Students learned almost no new math content over the last few months of the 2019-2020 school year, the report found, as the pandemic shuttered schools entirely before preparations were put in place for remote learning.
The research shows that schools managed to claw back some of the lost learning over the following school year as remote and hybrid learning was rolled out, resulting in five months of unfinished learning overall.
The trend for reading was different, with the initial shutdowns impacting abilities far less and learning falling just one month behind between March and September 2020.
It was worse for minority schools.
This trend for a sharper shock to overall learning at the start of the pandemic was amplified among students in majority black schools.
Between March and September 2020, students in these schools fell three months behind, before closing out the 2020-2021 school year six months behind overall.
Children in rural districts did better than their counterparts in urban and suburban schools:
Students in rural areas were less badly impacted by shutdowns falling three months behind in both math and reading.
This compared to students in city and suburban schools who fell five months behind in math and four months in reading.
As we have noted, the shutdowns have also severely impacted children’s mental health:
Aside from academic prowess, McKinsey's report found that pandemic-related shutdowns have had other negative impacts on US students.
Its survey of 16,370 parents across every state in America found that more than 35 percent of parents were very or extremely concerned about their children's mental health.
Overall, 80 percent of parents said they had at least some level of concern about their child's mental, or social and emotional health and development since the start of the pandemic.
Separate research has also shown that the mental health of students suffered from at-home learning, particularly among already vulnerable children.
An October article by the American Psychological Association cited concerns about 'how kids will cope psychologically with the ongoing loss of access to the friends, teachers, and routines associated with going to a physical campus'.
Howard University professor and psychologist Celeste Malone warned that children of color and less well-off backgrounds were at the greatest risk of facing mental health challenges by missing out on classroom learning.
It was not just about the learning. It was the socialization, the interactions with other children, the chances to play school sports and to participate in school clubs.
And then there is the question of the long term damage inflicted by the teachers’ unions:
McKinsey's report also found that shutdowns could have a long-term economic impact on the students impacted and the wider national economy.
More students are dropping out of school altogether with a 4.6 percentage point increase in chronic absenteeism, it shows.
The knock-on effects of lower grades and higher dropouts could leave students earning $49,000 to $61,000 less over their lifetime.
The impact is worse among black and Hispanic children who could see their lifetime earnings plunge 2.4 percent and 2.1 percent respectively, compared to 1.4 percent for white children.
Dare we say that this will damage the American economy:
Nationwide, this could cost the US economy up to $188 billion every year, the report found.
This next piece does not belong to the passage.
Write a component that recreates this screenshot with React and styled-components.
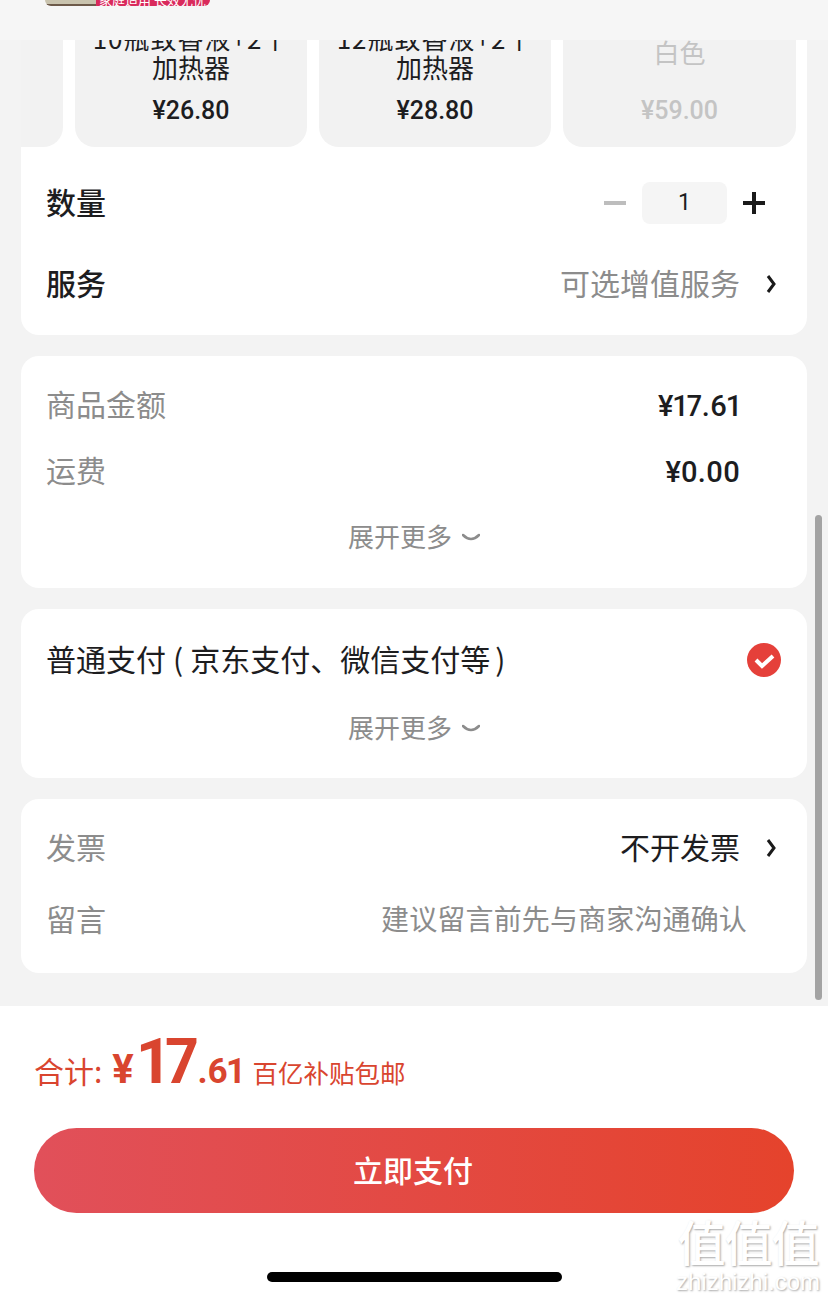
import React from 'react';
import styled, { createGlobalStyle } from 'styled-components';

const GlobalStyle = createGlobalStyle`
  html, body {
    margin: 0;
    padding: 0;
    background: #f3f3f3;
  }
  * {
    box-sizing: border-box;
  }
`;

const Page = styled.div`
  position: relative;
  width: 828px;
  height: 1299px;
  display: flex;
  flex-direction: column;
  overflow: hidden;
  font-family: "Noto Sans CJK SC", "Noto Sans", sans-serif;
  color: #1d1d1f;
`;

const TopBar = styled.div`
  height: 40px;
  flex: none;
  background: #f6f6f6;
  padding-left: 45px;
  overflow: hidden;
`;

const Thumb = styled.div`
  width: 165px;
  height: 6px;
  display: flex;
  border-radius: 0 0 6px 6px;
  overflow: hidden;
`;

const ThumbPhoto = styled.div`
  width: 51px;
  background: linear-gradient(#c9c3ae 0 60%, #6d5a4a 60%);
`;

const ThumbTag = styled.div`
  flex: 1;
  background: #d92a5c;
  color: #fff;
  font-size: 13px;
  line-height: 13px;
  margin-top: -7px;
  padding: 0 0 0 3px;
  white-space: nowrap;
`;

const Scroller = styled.div`
  flex: 1;
  min-height: 0;
  overflow: hidden;
  padding: 0 21px;
  display: flex;
  flex-direction: column;
  gap: 21px;
`;

const Card = styled.section`
  background: #fff;
  border-radius: ${p => (p.$flatTop ? '0 0 18px 18px' : '18px')};
  padding: ${p => p.$padding};
`;

const TileRow = styled.div`
  display: flex;
  gap: 12px;
  height: 107px;
  margin: 0 -15px 15px -26px;
`;

const Tile = styled.div`
  flex: none;
  width: ${p => p.$width}px;
  height: 107px;
  background: #f2f2f2;
  border-radius: ${p => (p.$cut ? '0 0 20px 0' : '0 0 20px 20px')};
  overflow: hidden;
  display: flex;
  flex-direction: column;
  align-items: center;
  color: ${p => (p.$off ? '#c4c4c4' : '#1d1d1f')};
`;

const TileName = styled.div`
  height: 55px;
  margin-top: -14px;
  margin-bottom: 1px;
  font-size: 26px;
  line-height: 29px;
  text-align: center;
  white-space: nowrap;
  display: flex;
  flex-direction: column;
  justify-content: flex-end;
  transform: translateY(${p => (p.$single ? -15 : 0)}px);
`;

const TileLine = styled.span`
  letter-spacing: ${p => (p.$wide ? 1 : 0)}px;
`;

const TilePrice = styled.div`
  margin-top: 15px;
  font-family: "Roboto", sans-serif;
  font-size: 25px;
  line-height: 28px;
  font-weight: 500;
`;

const Row = styled.div`
  display: flex;
  align-items: center;
  justify-content: space-between;
  height: ${p => p.$height}px;
`;

const RowTitle = styled.div`
  margin-left: -1px;
  font-size: 30px;
  line-height: 40px;
  padding-bottom: 4px;
  font-weight: ${p => (p.$strong ? 500 : 400)};
  color: ${p => (p.$muted ? '#8c8c8c' : '#1d1d1f')};
`;

const Stepper = styled.div`
  display: flex;
  align-items: center;
  gap: 16px;
  margin-right: 16px;
`;

const Qty = styled.div`
  width: 85px;
  height: 42px;
  border-radius: 8px;
  background: #f5f5f5;
  text-align: center;
  font-family: "Roboto", sans-serif;
  font-size: 23px;
  line-height: 42px;
`;

const RowValue = styled.div`
  display: flex;
  align-items: center;
  gap: 26px;
  padding-right: 5px;
  font-size: 30px;
  line-height: 40px;
  color: ${p => (p.$dark ? '#1d1d1f' : '#8c8c8c')};
`;

const ValueText = styled.span`
  padding-bottom: 4px;
`;

const Hint = styled.div`
  padding: 0 34px 4px 0;
  font-size: 28px;
  letter-spacing: 0.15px;
  line-height: 40px;
  color: #8c8c8c;
`;

const Amount = styled.div`
  padding: 2px 41px 0 0;
  font-family: "Roboto", sans-serif;
  font-variant-numeric: proportional-nums;
  font-size: 29px;
  font-weight: 500;
`;

const More = styled.div`
  display: flex;
  align-items: center;
  justify-content: center;
  gap: 10px;
  height: 40px;
  margin-top: ${p => p.$top}px;
  font-size: 26px;
  color: #8c8c8c;
`;

const MoreText = styled.span`
  padding-bottom: 4px;
`;

const CaretIcon = styled.svg`
  margin-top: 2px;
`;

const PayTitle = styled.div`
  margin-left: -1px;
  font-size: 30px;
  line-height: 40px;
  padding-bottom: 4px;
  white-space: nowrap;
`;

const Paren = styled.span`
  margin: ${p => p.$margin};
`;

const Footer = styled.footer`
  flex: none;
  height: 293px;
  background: #fff;
  padding: 19px 34px 0;
`;

const Total = styled.div`
  display: flex;
  align-items: baseline;
  height: 103px;
  color: #d9452f;
`;

const TotalLabel = styled.span`
  font-size: 30px;
  margin-right: 10px;
`;

const TotalPrice = styled.span`
  font-family: "Roboto", sans-serif;
  font-variant-numeric: proportional-nums;
  font-weight: 700;
  font-size: ${p => p.$size}px;
  letter-spacing: ${p => p.$tight || 0}px;
  margin: ${p => p.$margin || 0};
`;

const TotalNote = styled.span`
  font-size: 25.5px;
  margin-left: 9px;
`;

const PayButton = styled.button`
  display: block;
  width: 760px;
  height: 85px;
  padding: 0 2px 4px 0;
  border: 0;
  border-radius: 43px;
  background: linear-gradient(90deg, #e1505a, #e5432c);
  color: #fff;
  font-family: inherit;
  font-size: 30px;
  font-weight: 500;
`;

const HomeBar = styled.div`
  width: 295px;
  height: 10px;
  margin: 59px 0 0 233px;
  border-radius: 5px;
  background: #000;
`;

const ScrollThumb = styled.div`
  position: absolute;
  left: 815px;
  top: 515px;
  width: 7px;
  height: 485px;
  border-radius: 4px;
  background: #a3a3a3;
`;

const Watermark = styled.div`
  position: absolute;
  right: 8px;
  bottom: 4px;
  width: 144px;
  display: flex;
  flex-direction: column;
  align-items: center;
  color: #fff;
  text-shadow: 1px 1px 2px #a8a8a8;
`;

const MarkGlyphs = styled.div`
  font-size: 48px;
  font-weight: 500;
  line-height: 52px;
  letter-spacing: -1px;
  white-space: nowrap;
`;

const MarkUrl = styled.div`
  margin-top: 3px;
  font-family: "Liberation Sans", sans-serif;
  font-size: 24px;
  line-height: 26px;
`;

const Minus = () => (
  <svg width="22" height="22" viewBox="0 0 22 22">
    <path d="M0 11h22" stroke="#bdbdbd" strokeWidth="4" />
  </svg>
);

const Plus = () => (
  <svg width="22" height="22" viewBox="0 0 22 22">
    <path d="M0 11h22M11 0v22" stroke="#1a1a1a" strokeWidth="4" />
  </svg>
);

const Chevron = () => (
  <svg width="10" height="22" viewBox="0 0 10 22">
    <path d="M2 3l6 8-6 8" fill="none" stroke="#1a1a1a" strokeWidth="3" />
  </svg>
);

const Caret = () => (
  <CaretIcon width="18" height="10" viewBox="0 0 18 10">
    <path d="M1 2q8 8 16 0" fill="none" stroke="#8c8c8c" strokeWidth="2.5" strokeLinecap="round" />
  </CaretIcon>
);

const Check = () => (
  <svg width="34" height="34" viewBox="0 0 34 34">
    <circle cx="17" cy="17" r="17" fill="#e5403a" />
    <path d="M9 17l6 6 11-10" fill="none" stroke="#fff" strokeWidth="4" />
  </svg>
);

const App = () => {
  return (
    <Page>
      <GlobalStyle />
      <TopBar>
        <Thumb>
          <ThumbPhoto />
          <ThumbTag>家庭适用 长效无忧</ThumbTag>
        </Thumb>
      </TopBar>
      <Scroller>
        <Card $flatTop $padding="0 26px 11px">
          <TileRow>
            <Tile $width={42} $cut />
            <Tile $width={232}>
              <TileName>
                <TileLine $wide>10瓶致香液+2个</TileLine>
                <TileLine>加热器</TileLine>
              </TileName>
              <TilePrice>¥26.80</TilePrice>
            </Tile>
            <Tile $width={232}>
              <TileName>
                <TileLine $wide>12瓶致香液+2个</TileLine>
                <TileLine>加热器</TileLine>
              </TileName>
              <TilePrice>¥28.80</TilePrice>
            </Tile>
            <Tile $width={233} $off>
              <TileName $single>
                <TileLine>白色</TileLine>
              </TileName>
              <TilePrice>¥59.00</TilePrice>
            </Tile>
          </TileRow>
          <Row $height={81}>
            <RowTitle $strong>数量</RowTitle>
            <Stepper>
              <Minus />
              <Qty>1</Qty>
              <Plus />
            </Stepper>
          </Row>
          <Row $height={81}>
            <RowTitle $strong>服务</RowTitle>
            <RowValue>
              <ValueText>可选增值服务</ValueText>
              <Chevron />
            </RowValue>
          </Row>
        </Card>
        <Card $padding="16px 26px 31px">
          <Row $height={66}>
            <RowTitle $muted>商品金额</RowTitle>
            <Amount>¥17.61</Amount>
          </Row>
          <Row $height={66}>
            <RowTitle $muted>运费</RowTitle>
            <Amount>¥0.00</Amount>
          </Row>
          <More $top={13}>
            <MoreText>展开更多</MoreText>
            <Caret />
          </More>
        </Card>
        <Card $padding="31px 26px 30px">
          <Row $height={40}>
            <PayTitle>
              普通支付<Paren $margin="0 7px">(</Paren>京东支付、微信支付等<Paren $margin="0 0 0 5px">)</Paren>
            </PayTitle>
            <Check />
          </Row>
          <More $top={28}>
            <MoreText>展开更多</MoreText>
            <Caret />
          </More>
        </Card>
        <Card $padding="13px 26px 17px">
          <Row $height={72}>
            <RowTitle $muted>发票</RowTitle>
            <RowValue $dark>
              <ValueText>不开发票</ValueText>
              <Chevron />
            </RowValue>
          </Row>
          <Row $height={72}>
            <RowTitle $muted>留言</RowTitle>
            <Hint>建议留言前先与商家沟通确认</Hint>
          </Row>
        </Card>
      </Scroller>
      <Footer>
        <Total>
          <TotalLabel>合计:</TotalLabel>
          <TotalPrice $size={40}>¥</TotalPrice>
          <TotalPrice $size={63} $tight={-3} $margin="0 2px 0 4px">17</TotalPrice>
          <TotalPrice $size={35} $tight={-0.5}>.61</TotalPrice>
          <TotalNote>百亿补贴包邮</TotalNote>
        </Total>
        <PayButton>立即支付</PayButton>
        <HomeBar />
      </Footer>
      <ScrollThumb />
      <Watermark>
        <MarkGlyphs>值值值</MarkGlyphs>
        <MarkUrl>zhizhizhi.com</MarkUrl>
      </Watermark>
    </Page>
  );
};

export default App;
The next time you start thinking about how we are going to compete with the rest of the world economically, keep in mind that America’s future has been seriously damaged, if not sabotaged, by the teachers’ unions and their Democratic Party satraps-- to say nothing of their enablers in the media.
3 comments:
The Chinese are smiling...
Teachers Unions should/MUST BE defenestrated (thrown out a window) (yes, I did look up that word), with spikes and broken glass underneath (to encourage the others). Why yes, I am in a bad mood on this topic.
The left only cares about child abuse insofar as it can be used to further their goals. If their goals cause child abuse, well, so much for the child.